*WORK TO DO*.
Copy, from the entries below, each line in which the string "html" appears.

--- Begin DATA SECTION ---

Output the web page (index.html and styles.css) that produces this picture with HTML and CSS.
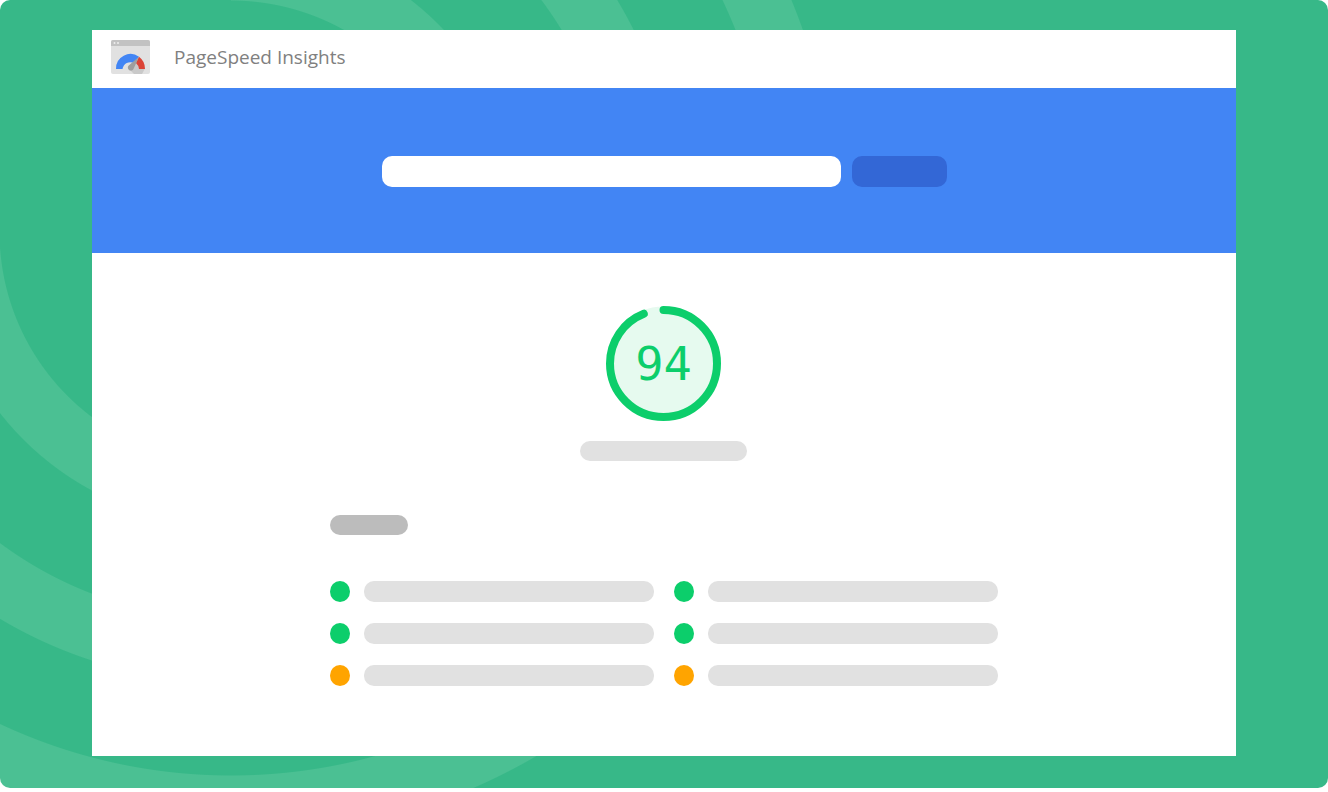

--- End DATA SECTION ---
--- Begin DATA SECTION ---

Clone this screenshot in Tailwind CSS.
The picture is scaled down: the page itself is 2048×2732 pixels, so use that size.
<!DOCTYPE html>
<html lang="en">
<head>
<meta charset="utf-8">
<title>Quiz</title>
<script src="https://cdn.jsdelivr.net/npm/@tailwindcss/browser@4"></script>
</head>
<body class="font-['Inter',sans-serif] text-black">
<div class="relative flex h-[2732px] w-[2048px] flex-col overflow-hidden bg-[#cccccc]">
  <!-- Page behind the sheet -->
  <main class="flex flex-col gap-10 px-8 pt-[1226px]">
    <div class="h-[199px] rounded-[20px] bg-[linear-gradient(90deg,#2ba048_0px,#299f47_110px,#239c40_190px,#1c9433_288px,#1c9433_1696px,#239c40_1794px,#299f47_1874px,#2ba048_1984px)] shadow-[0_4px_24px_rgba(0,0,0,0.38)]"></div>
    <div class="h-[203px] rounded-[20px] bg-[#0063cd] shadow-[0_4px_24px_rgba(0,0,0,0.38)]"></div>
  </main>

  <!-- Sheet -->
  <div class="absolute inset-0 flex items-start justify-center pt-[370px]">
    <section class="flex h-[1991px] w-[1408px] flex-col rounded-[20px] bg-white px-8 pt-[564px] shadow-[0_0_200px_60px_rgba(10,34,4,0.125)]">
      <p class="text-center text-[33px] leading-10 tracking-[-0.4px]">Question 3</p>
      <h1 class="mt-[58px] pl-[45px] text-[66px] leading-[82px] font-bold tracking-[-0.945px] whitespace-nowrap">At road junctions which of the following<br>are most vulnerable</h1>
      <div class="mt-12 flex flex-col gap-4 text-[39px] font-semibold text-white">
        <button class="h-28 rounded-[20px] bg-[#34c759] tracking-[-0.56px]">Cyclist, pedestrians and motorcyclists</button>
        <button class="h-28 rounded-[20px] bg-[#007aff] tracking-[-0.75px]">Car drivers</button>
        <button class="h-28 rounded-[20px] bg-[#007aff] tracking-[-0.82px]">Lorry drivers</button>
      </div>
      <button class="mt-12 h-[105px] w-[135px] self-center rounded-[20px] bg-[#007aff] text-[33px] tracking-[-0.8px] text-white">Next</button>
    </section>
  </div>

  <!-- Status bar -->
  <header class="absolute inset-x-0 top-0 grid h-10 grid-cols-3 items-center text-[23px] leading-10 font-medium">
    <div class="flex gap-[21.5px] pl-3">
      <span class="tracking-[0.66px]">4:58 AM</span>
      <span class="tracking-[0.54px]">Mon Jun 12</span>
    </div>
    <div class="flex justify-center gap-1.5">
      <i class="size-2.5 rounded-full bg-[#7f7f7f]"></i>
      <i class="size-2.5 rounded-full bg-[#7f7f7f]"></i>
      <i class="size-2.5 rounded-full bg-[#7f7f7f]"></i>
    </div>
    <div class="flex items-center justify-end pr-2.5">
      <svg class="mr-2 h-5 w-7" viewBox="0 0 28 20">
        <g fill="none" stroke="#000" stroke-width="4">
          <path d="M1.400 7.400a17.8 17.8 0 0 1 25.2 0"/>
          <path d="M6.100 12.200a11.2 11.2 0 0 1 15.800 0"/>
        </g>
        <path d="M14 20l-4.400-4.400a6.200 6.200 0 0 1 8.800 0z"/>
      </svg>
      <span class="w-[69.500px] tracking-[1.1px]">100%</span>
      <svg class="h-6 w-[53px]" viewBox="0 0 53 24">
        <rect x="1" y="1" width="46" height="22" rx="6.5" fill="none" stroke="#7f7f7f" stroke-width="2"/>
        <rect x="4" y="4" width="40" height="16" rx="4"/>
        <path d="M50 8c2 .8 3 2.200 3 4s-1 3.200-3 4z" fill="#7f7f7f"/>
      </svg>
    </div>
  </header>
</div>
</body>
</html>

--- End DATA SECTION ---

*RESPONSE BELOW*.
Output the web page (index.html and styles.css) that produces this picture with HTML and CSS.
<!DOCTYPE html>
<html lang="en">
</html>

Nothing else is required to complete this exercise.